* Data lines:
— BEGIN —
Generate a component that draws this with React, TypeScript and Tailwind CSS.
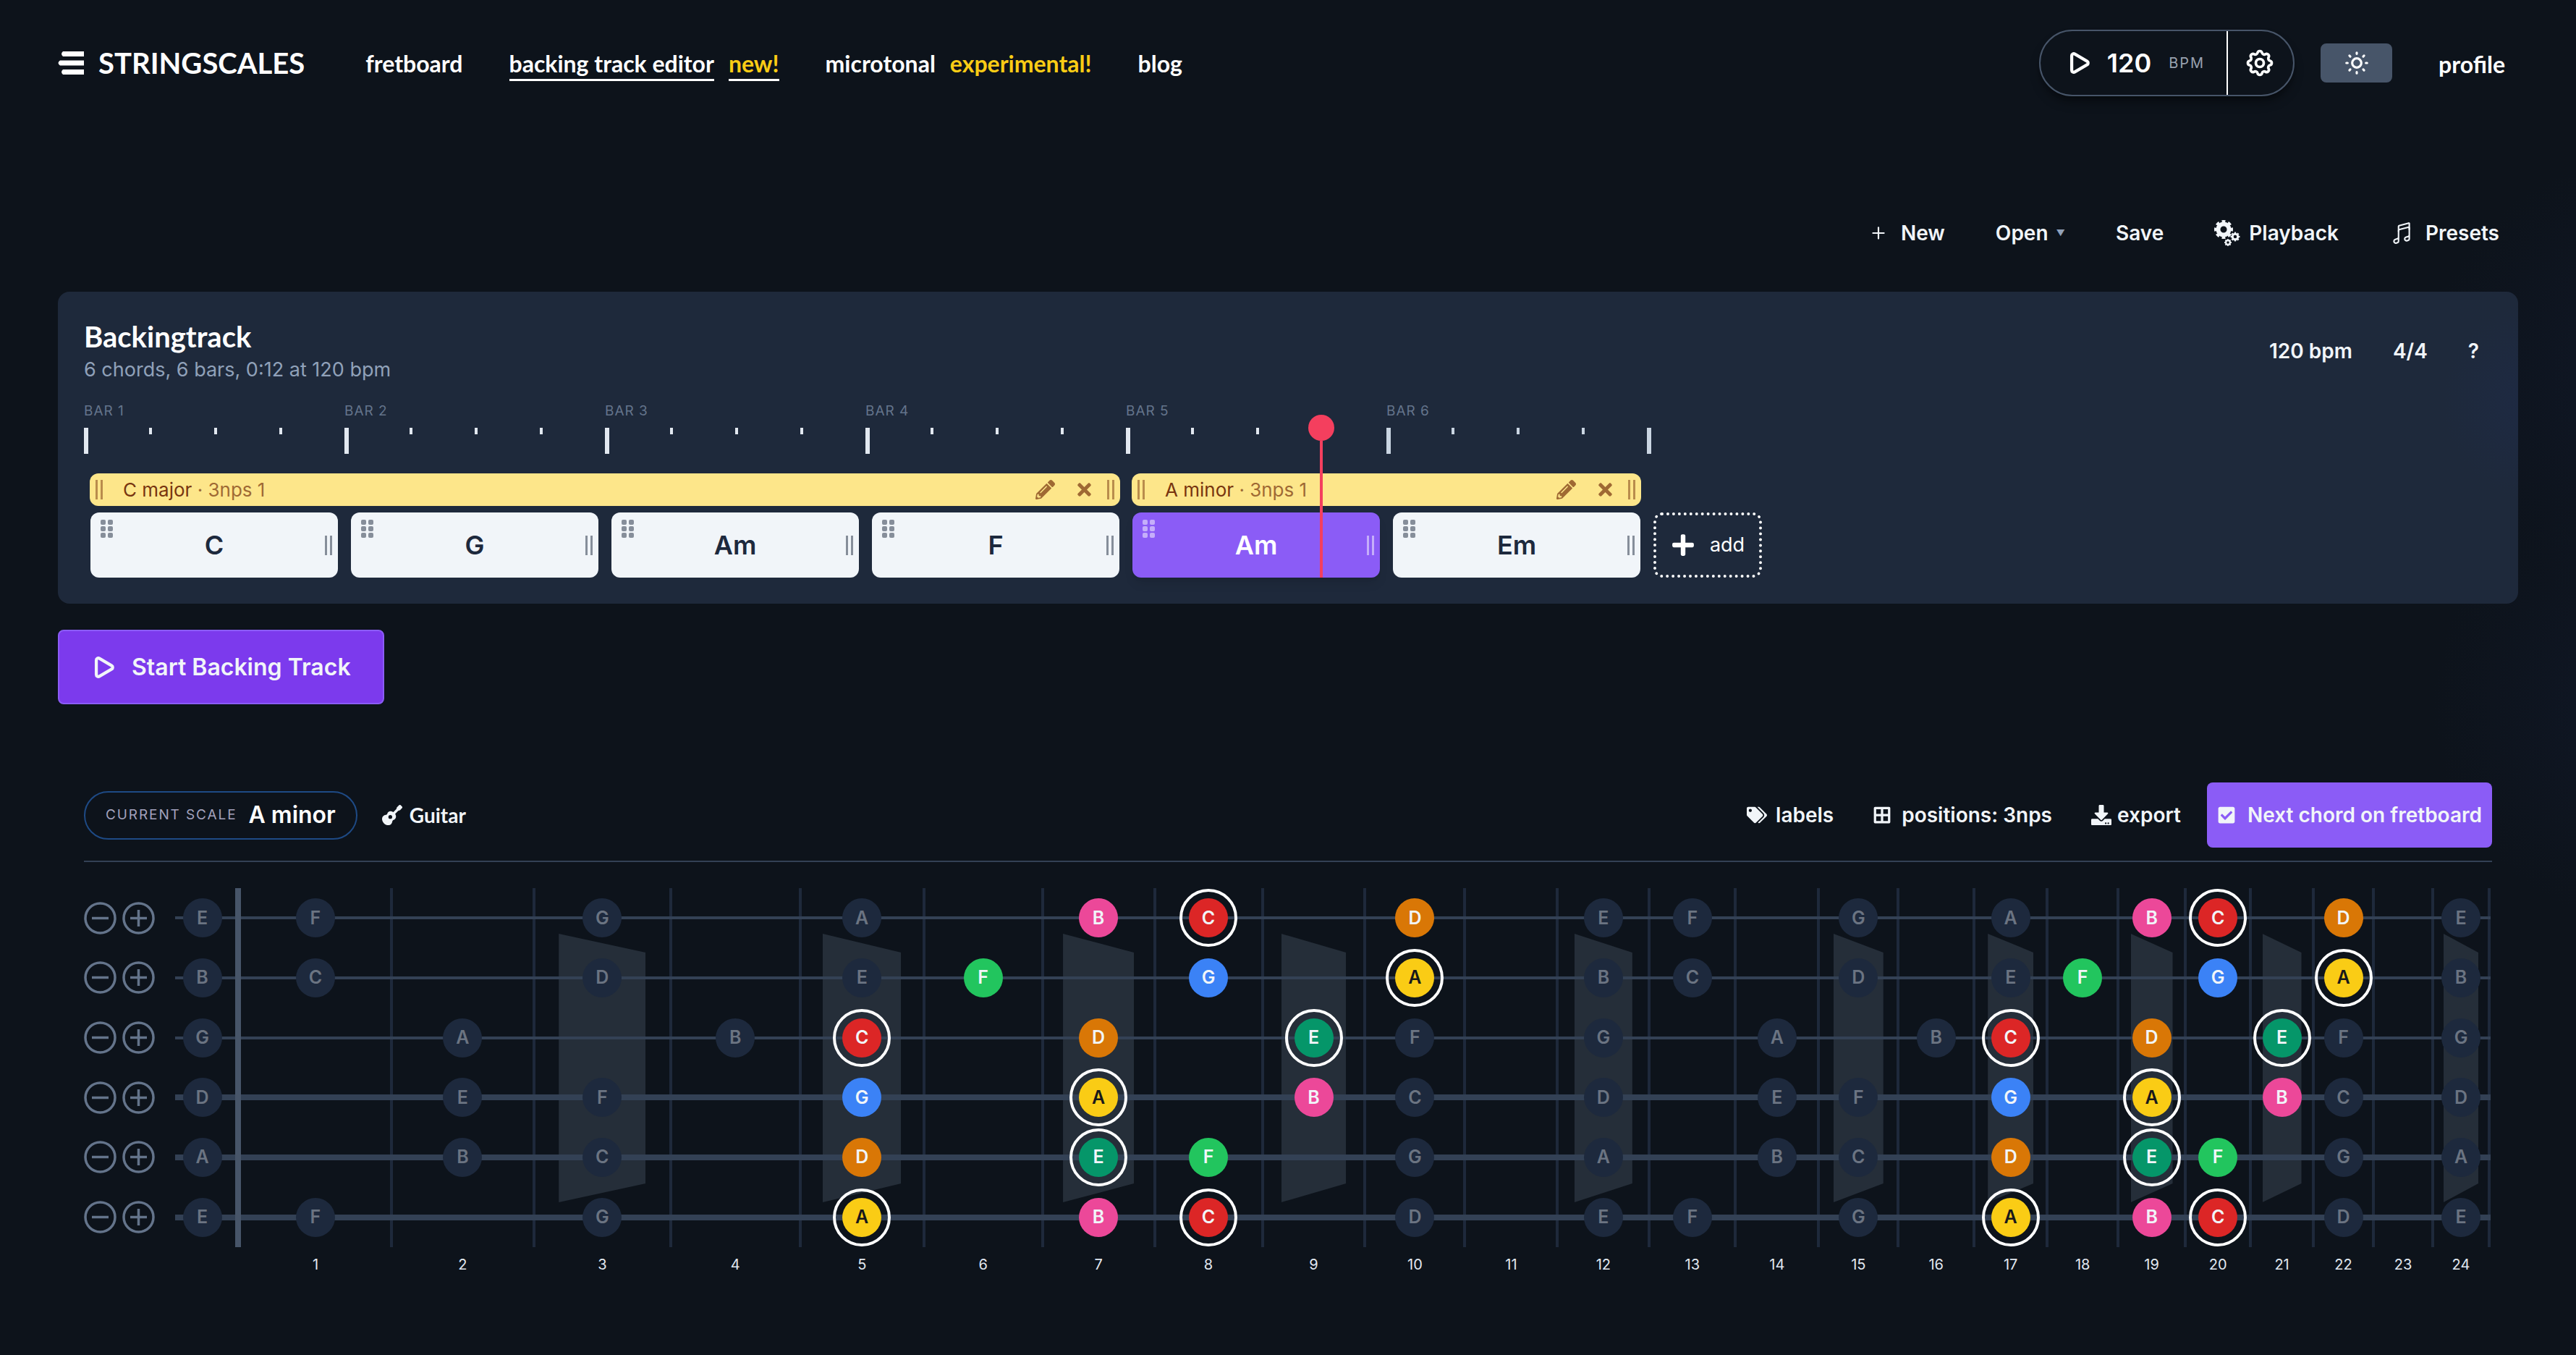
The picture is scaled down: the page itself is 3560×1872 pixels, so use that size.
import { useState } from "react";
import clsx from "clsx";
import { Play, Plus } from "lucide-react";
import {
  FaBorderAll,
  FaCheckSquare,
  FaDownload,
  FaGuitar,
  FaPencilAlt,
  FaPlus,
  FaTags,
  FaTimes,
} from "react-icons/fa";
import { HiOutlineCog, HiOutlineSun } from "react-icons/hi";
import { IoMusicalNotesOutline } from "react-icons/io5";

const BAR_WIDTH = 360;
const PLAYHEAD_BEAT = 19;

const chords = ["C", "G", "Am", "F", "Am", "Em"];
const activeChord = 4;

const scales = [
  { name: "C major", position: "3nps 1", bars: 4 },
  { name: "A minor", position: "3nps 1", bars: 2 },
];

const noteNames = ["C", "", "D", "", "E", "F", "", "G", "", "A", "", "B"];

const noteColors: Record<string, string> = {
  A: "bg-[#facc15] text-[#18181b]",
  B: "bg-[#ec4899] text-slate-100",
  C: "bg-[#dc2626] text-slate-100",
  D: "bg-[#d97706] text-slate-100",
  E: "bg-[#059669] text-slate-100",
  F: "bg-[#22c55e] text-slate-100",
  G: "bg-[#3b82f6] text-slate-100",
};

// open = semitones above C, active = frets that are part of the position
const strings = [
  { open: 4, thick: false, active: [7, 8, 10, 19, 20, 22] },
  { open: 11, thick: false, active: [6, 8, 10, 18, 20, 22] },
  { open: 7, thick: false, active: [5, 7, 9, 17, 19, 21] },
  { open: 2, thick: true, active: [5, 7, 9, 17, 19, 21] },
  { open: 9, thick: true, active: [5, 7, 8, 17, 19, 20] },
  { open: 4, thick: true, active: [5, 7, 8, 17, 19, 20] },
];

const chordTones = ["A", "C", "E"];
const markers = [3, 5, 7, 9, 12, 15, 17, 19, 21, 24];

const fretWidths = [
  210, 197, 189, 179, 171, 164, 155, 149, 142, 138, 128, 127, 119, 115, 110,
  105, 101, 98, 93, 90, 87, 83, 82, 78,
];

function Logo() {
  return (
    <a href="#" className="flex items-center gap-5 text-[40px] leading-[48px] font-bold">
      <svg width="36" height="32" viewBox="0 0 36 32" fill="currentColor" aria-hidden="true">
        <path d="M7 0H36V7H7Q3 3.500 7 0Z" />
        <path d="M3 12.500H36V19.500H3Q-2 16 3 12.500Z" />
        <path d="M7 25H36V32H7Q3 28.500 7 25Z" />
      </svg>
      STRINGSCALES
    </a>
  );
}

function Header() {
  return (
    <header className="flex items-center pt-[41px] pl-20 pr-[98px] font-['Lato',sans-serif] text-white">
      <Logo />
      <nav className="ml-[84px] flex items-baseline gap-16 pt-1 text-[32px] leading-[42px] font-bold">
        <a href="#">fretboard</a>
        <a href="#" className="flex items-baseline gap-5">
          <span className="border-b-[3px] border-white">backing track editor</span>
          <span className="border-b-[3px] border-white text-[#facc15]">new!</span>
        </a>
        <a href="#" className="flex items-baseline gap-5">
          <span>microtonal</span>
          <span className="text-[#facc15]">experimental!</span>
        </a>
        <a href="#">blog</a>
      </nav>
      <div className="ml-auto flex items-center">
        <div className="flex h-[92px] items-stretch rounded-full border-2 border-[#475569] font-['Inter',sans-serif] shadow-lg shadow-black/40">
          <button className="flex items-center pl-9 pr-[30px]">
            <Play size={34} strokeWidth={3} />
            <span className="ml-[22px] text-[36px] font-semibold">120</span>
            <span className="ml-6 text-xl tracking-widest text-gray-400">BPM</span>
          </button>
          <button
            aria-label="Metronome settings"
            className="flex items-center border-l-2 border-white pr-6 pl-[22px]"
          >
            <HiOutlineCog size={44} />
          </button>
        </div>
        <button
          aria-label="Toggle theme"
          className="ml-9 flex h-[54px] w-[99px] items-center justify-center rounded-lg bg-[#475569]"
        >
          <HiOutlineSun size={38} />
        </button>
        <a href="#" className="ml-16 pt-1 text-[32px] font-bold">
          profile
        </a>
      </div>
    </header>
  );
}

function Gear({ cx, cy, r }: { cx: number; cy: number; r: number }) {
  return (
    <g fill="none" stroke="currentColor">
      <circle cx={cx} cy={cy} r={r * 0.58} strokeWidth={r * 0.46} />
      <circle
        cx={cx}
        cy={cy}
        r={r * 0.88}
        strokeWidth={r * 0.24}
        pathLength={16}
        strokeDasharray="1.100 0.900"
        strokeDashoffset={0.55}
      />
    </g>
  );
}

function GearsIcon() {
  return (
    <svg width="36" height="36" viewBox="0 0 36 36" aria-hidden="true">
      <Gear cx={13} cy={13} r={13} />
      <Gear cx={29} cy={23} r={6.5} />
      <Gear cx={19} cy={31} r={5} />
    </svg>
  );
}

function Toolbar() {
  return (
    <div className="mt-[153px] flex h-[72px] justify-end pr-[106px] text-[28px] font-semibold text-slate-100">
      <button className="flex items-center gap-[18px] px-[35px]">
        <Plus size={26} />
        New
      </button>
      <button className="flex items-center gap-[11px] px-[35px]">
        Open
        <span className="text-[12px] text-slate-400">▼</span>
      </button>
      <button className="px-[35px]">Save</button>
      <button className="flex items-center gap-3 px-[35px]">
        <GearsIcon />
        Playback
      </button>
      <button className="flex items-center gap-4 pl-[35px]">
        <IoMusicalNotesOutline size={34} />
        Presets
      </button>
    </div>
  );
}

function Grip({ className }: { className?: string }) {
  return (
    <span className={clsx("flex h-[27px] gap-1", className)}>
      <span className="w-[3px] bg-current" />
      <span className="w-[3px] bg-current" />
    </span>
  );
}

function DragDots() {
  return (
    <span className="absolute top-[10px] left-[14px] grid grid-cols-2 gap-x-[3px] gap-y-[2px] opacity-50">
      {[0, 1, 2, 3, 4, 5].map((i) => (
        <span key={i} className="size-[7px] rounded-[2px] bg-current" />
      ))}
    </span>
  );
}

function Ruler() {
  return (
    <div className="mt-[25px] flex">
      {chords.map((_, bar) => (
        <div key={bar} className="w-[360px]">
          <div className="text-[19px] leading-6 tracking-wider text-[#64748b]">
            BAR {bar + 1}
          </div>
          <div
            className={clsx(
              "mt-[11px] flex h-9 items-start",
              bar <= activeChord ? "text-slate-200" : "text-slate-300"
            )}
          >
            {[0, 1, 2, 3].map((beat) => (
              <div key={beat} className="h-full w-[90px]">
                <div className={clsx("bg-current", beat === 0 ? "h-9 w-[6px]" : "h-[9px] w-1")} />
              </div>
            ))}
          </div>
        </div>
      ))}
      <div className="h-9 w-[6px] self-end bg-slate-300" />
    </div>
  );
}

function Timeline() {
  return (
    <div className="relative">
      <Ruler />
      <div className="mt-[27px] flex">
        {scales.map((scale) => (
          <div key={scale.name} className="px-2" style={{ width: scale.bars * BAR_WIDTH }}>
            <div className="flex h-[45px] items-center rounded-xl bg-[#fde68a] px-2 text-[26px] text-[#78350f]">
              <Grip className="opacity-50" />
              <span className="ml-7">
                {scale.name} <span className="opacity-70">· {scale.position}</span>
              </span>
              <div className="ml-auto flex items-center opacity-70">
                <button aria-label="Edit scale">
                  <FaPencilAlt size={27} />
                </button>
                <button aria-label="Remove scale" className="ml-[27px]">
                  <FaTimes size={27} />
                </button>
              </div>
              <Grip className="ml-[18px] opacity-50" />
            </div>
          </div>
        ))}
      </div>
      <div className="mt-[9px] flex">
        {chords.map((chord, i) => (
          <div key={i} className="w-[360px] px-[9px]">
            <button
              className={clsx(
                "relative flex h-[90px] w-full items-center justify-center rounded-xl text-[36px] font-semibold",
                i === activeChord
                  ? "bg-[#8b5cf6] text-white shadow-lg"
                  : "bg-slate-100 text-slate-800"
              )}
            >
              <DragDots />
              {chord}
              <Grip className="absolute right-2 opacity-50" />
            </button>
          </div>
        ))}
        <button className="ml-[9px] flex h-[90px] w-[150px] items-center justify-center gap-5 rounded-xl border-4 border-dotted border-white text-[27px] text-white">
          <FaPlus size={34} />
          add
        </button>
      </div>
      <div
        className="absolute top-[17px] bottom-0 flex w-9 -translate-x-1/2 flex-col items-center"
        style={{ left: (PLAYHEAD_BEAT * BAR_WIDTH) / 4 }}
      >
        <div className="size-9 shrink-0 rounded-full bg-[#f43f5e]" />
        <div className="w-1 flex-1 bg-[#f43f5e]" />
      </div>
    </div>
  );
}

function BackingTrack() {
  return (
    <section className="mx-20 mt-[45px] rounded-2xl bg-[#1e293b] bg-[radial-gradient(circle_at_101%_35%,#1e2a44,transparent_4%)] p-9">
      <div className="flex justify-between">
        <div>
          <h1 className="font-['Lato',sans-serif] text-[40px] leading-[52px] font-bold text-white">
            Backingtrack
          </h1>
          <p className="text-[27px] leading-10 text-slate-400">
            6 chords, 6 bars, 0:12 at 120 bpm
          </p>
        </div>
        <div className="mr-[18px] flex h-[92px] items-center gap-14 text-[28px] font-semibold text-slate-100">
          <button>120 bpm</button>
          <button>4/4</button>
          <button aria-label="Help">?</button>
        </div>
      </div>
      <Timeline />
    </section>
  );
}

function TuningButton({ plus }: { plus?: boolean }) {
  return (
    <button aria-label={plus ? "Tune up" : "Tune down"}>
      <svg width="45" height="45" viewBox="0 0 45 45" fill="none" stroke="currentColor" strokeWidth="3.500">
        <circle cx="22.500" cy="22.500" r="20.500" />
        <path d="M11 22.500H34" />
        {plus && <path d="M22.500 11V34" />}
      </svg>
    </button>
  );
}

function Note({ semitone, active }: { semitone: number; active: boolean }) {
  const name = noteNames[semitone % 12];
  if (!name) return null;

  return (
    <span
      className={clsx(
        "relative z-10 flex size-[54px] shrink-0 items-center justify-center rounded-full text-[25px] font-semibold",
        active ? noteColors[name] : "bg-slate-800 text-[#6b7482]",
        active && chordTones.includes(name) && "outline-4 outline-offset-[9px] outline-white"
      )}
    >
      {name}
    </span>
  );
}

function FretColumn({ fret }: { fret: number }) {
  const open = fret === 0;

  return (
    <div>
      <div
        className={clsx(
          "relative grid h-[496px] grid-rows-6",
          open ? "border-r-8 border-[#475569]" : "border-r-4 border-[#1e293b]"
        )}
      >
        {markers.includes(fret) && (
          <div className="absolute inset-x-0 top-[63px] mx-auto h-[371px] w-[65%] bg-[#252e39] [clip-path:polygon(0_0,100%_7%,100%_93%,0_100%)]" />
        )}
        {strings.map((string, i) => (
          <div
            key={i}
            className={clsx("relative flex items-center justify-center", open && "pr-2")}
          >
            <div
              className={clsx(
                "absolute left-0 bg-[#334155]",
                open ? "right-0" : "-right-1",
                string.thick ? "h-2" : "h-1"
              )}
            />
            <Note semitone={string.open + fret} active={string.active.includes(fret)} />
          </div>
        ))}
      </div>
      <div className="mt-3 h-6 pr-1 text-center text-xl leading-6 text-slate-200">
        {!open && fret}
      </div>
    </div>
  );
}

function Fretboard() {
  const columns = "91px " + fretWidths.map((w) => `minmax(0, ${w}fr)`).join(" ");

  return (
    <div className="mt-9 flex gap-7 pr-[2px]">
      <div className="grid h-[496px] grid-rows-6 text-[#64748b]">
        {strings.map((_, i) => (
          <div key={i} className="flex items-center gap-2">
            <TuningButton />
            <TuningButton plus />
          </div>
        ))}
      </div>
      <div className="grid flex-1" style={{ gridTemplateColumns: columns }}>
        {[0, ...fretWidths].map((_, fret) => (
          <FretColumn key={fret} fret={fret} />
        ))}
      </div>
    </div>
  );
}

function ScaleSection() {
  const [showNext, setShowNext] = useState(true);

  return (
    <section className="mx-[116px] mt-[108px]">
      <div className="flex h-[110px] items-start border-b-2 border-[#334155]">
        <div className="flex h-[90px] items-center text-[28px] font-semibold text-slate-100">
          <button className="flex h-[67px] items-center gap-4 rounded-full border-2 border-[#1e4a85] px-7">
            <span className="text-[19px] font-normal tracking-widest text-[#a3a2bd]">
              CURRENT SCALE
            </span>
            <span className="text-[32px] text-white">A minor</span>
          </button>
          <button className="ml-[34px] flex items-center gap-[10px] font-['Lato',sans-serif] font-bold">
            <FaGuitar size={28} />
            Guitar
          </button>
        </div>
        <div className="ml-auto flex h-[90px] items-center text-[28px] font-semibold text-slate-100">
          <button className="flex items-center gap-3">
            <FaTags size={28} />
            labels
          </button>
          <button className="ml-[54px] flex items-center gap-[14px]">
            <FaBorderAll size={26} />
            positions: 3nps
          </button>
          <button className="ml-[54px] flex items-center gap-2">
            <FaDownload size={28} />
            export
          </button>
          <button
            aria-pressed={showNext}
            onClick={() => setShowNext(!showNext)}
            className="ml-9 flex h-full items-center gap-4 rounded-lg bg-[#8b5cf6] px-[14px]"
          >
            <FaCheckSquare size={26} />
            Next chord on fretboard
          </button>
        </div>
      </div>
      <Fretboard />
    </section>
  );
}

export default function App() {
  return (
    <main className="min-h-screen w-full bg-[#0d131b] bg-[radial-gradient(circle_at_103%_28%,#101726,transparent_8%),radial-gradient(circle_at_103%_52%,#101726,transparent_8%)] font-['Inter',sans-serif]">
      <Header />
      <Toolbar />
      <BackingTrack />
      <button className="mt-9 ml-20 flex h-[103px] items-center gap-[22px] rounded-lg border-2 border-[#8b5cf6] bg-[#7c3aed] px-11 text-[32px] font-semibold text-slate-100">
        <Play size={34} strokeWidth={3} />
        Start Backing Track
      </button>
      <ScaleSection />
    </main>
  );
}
— END —
Return all lines with the word "that" in them.

* Task result:
Generate a component that draws this with React, TypeScript and Tailwind CSS.
The picture is scaled down: the page itself is 3560×1872 pixels, so use that size.
// open = semitones above C, active = frets that are part of the position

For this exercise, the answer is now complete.